これまで、人と違うこと、誰もやらないことにチャレンジしてきました。その分、失敗もたくさんしましたよ。そのおかげで、いろいろな方とお会いし、いろいろ勉強させてもらいました。つねに「感じる」「考える」環境に身を置いていたように思います。
お金がないことが、逆に良かったのかもしれません。ないからこそ、知恵を絞り、工夫を凝らす。それが上手くいくと、楽しさも倍増します。次への励みになります。
やっている本人が楽しくないと、暗い所に人は集まらないですからね。これからも明るく楽しみながら、新しいことに挑戦していきたいです。
橋本 謹嗣さんのパワーの源
-
フォーミュラレース
フォーミュラカーに乗るのが昔からの夢で、50歳からはじめました。鈴鹿サーキットで開催されるフォーミュラレースに参戦。本番に備えて日曜日に練習しています。

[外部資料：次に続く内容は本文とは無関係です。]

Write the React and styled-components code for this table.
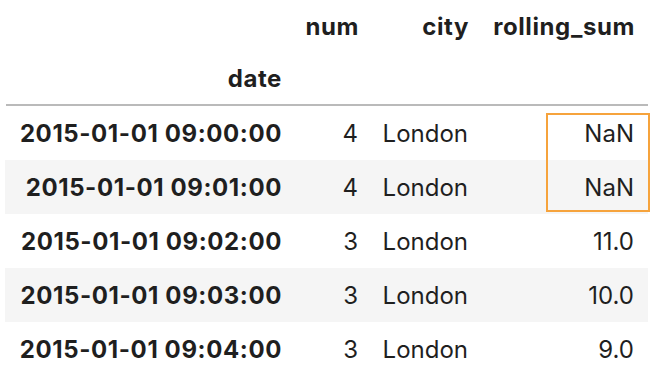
import styled, { createGlobalStyle } from "styled-components";

const GlobalStyle = createGlobalStyle`
  html, body {
    margin: 0;
    padding: 0;
    background: #ffffff;
  }
  body {
    font-family: Inter, "Liberation Sans", sans-serif;
    color: #1f1f1f;
  }
`;

const rows = [
  { date: "2015-01-01 09:00:00", num: 4, city: "London", sum: "NaN" },
  { date: "2015-01-01 09:01:00", num: 4, city: "London", sum: "NaN" },
  { date: "2015-01-01 09:02:00", num: 3, city: "London", sum: "11.0" },
  { date: "2015-01-01 09:03:00", num: 3, city: "London", sum: "10.0" },
  { date: "2015-01-01 09:04:00", num: 3, city: "London", sum: "9.0" },
];

export default function App() {
  return (
    <>
      <GlobalStyle />
      <Frame>
        <Table>
          <Row $height={52}>
            <Cell />
            <HeadCell>num</HeadCell>
            <HeadCell>city</HeadCell>
            <HeadCell>rolling_sum</HeadCell>
          </Row>
          <Row $height={52}>
            <HeadCell>date</HeadCell>
            <Cell />
            <Cell />
            <Cell />
          </Row>
          <Divider />
          {rows.map((r, i) => (
            <Row key={r.date} $height={54} $striped={i % 2 === 1}>
              <HeadCell>{r.date}</HeadCell>
              <Cell>{r.num}</Cell>
              <Cell>{r.city}</Cell>
              <Cell>{r.sum}</Cell>
            </Row>
          ))}
          <Highlight />
        </Table>
      </Frame>
    </>
  );
}

const Frame = styled.div`
  width: 656px;
  height: 386px;
  padding-left: 5px;
  box-sizing: border-box;
  overflow: hidden;
`;
const Table = styled.div`
  position: relative;
  width: 643px;
  display: flex;
  flex-direction: column;
`;
const Row = styled.div`
  display: grid;
  grid-template-columns: 290px 77px 110px 166px;
  height: ${(p) => p.$height}px;
  background: ${(p) => (p.$striped ? "#f5f5f5" : "transparent")};
`;
const Cell = styled.div`
  display: flex;
  align-items: center;
  justify-content: flex-end;
  padding: 0 14px;
  font-size: 24px;
  font-weight: 400;
  white-space: nowrap;
`;
const HeadCell = styled(Cell)`
  font-weight: 700;
  letter-spacing: 0.6px;
  padding-right: 13px;
`;
const Divider = styled.div`
  height: 2px;
  background: #bababa;
  margin-left: 1px;
`;
const Highlight = styled.div`
  position: absolute;
  left: 541px;
  top: 113px;
  width: 104px;
  height: 99px;
  border: 2px solid #f6a33c;
  box-sizing: border-box;
`;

走行中は仕事のことも忘れ、頭が真っ白になる瞬間も。立場や年齢に関係なく、とにかく相手より1秒でも速くゴールすることを考えて走っています。シンプルでわかりやすいのがいいですね。
旅行
年に1回くらい、仕事仲間と一緒に勉強を兼ねて海外旅行しています。一昨年は「ミラノ万博」へ行ってきました。
店舗インフォメーション
- 店舗名
初亀醸造株式会社 - 住所
静岡県藤枝市岡部町岡部744 - TEL
054-667-2222 - 営業時間
8:30〜17:30 - 定休日
日曜日、祝日他
インタビューを終えて
朝7時にスタートした初亀さんの取材。普段はめったに入ることができない酒蔵にお邪魔し、お酒造りの工程を見学させていただきました。なかでも、お酒造りの最初の一歩となる「蒸米」の工程は、一分一秒を争う時間との勝負。もうもうと立ちのぼる蒸気の中、蒸し上がった米を蔵人が走って麹室へ運ぶ姿は、まさに圧巻でした。
また、私たちの質問に優しい笑顔で丁寧に応えてくださる橋本社長のあたたかい人柄にも、スタッフ一同、心打たれました。本当にありがとうございました。
初亀醸造という名は「初日のように輝き、亀のように末長く栄える」ことを願って命名されたとか。今年、人生でウン回目の年女となる私…。酉のように羽ばたき、亀のように末長く栄えられるよう、年明け早々「初亀」をしこたまいただきたいと思いますっ!!